What you are asked to do: Assemble all lines in which the string "this" appears.

Code that builds pages:
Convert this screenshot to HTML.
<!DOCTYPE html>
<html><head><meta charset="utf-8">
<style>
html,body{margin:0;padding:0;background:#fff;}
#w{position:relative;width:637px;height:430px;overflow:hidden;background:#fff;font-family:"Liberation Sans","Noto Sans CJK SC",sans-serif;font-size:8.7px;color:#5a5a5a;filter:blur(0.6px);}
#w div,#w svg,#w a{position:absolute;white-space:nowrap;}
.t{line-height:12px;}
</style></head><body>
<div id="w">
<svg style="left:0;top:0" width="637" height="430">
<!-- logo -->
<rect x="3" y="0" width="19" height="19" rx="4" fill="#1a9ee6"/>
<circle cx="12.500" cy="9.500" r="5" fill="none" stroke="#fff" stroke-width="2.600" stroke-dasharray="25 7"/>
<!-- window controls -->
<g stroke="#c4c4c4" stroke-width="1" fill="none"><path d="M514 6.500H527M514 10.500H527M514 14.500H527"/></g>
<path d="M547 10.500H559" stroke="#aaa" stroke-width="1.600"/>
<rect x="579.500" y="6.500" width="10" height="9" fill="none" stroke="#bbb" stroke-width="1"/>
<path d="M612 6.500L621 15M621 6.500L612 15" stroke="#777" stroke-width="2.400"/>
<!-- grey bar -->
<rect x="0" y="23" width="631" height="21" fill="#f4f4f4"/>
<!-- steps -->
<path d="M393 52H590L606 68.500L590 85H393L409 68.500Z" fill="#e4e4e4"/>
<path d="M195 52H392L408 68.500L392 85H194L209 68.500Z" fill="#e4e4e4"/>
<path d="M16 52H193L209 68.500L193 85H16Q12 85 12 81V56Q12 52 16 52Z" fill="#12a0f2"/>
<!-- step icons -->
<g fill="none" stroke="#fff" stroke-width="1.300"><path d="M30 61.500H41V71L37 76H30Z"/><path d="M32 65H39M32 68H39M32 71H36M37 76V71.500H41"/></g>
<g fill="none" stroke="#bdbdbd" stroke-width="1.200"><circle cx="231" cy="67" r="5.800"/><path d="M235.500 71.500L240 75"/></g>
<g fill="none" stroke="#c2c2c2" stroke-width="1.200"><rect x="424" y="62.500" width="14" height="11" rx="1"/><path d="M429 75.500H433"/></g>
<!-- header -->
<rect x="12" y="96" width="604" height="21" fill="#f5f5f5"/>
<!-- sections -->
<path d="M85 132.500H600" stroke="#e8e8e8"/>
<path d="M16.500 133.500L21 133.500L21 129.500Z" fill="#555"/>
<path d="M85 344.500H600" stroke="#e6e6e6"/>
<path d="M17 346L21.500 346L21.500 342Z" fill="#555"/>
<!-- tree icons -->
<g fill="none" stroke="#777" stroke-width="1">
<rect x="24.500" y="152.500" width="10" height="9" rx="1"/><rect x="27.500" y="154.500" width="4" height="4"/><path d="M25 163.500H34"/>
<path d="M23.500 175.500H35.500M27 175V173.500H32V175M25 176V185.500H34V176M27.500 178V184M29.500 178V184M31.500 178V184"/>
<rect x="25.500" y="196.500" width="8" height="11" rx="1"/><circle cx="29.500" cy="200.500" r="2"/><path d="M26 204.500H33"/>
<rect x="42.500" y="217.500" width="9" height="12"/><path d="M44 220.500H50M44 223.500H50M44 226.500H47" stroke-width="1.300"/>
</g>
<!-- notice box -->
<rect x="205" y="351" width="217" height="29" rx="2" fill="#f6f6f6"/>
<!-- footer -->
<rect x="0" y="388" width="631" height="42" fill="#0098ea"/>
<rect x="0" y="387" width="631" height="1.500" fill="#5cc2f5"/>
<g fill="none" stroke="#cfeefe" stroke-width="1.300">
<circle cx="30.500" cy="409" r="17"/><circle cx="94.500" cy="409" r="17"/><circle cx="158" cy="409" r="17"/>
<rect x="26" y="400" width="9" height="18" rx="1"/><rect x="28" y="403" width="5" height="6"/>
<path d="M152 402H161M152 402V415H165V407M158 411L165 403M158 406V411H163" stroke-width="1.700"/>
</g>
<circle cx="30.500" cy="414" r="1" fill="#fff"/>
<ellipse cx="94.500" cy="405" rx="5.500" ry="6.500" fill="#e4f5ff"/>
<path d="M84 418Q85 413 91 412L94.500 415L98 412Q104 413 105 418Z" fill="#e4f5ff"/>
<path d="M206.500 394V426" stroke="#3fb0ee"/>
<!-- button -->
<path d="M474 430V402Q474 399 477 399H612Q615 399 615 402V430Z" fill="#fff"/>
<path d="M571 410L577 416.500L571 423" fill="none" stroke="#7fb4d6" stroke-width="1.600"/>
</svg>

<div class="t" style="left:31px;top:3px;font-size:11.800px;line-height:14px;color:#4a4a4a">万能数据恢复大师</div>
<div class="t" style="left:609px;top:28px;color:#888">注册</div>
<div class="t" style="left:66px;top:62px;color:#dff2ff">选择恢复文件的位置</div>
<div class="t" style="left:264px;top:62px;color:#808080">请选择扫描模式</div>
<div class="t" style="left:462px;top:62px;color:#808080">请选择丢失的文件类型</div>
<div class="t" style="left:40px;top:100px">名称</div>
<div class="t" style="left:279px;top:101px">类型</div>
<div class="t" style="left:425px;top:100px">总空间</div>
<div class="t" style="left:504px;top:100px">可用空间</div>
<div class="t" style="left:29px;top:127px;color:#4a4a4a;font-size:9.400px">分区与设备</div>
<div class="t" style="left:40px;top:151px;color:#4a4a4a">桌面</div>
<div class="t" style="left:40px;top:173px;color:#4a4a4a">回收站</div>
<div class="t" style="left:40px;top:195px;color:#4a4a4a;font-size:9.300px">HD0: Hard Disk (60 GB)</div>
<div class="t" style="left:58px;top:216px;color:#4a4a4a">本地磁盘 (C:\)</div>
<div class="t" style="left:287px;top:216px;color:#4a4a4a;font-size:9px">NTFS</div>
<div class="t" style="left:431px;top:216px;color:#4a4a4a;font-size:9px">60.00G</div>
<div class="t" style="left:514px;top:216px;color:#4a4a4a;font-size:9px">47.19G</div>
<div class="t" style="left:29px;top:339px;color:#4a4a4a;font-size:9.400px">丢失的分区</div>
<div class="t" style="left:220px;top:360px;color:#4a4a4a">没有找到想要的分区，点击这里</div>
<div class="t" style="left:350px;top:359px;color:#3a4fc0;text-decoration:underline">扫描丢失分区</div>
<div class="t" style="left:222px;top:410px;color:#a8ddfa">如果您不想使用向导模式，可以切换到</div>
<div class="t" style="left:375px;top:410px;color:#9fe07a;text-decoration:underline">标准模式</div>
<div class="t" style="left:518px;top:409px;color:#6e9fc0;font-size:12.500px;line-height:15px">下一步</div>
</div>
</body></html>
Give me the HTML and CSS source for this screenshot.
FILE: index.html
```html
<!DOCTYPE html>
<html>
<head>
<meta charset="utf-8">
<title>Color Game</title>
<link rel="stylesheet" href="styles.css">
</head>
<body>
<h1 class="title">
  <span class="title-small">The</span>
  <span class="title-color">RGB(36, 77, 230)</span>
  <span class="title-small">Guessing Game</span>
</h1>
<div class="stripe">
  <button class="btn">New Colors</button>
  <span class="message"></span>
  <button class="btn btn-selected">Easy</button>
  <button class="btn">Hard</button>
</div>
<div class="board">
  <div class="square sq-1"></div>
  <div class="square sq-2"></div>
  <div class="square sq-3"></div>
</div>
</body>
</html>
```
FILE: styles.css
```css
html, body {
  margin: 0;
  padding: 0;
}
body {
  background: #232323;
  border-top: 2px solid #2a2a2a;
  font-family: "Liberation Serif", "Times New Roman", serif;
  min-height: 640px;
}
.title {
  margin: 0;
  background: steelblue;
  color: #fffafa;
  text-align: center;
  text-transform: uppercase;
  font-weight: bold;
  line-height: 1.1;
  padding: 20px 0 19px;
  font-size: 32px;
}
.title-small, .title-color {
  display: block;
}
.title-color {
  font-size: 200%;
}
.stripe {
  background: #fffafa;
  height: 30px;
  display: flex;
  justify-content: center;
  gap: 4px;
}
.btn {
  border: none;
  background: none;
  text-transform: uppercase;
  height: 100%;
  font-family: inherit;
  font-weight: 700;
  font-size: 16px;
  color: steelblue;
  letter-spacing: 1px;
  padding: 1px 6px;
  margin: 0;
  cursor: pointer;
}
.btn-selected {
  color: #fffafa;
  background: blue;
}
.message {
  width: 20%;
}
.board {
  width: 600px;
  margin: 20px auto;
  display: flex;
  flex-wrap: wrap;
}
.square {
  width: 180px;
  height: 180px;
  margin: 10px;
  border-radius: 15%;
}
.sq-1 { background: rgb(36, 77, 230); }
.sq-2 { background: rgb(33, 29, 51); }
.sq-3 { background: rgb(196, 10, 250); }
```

Task output:
Convert this screenshot to HTML.
Give me the HTML and CSS source for this screenshot.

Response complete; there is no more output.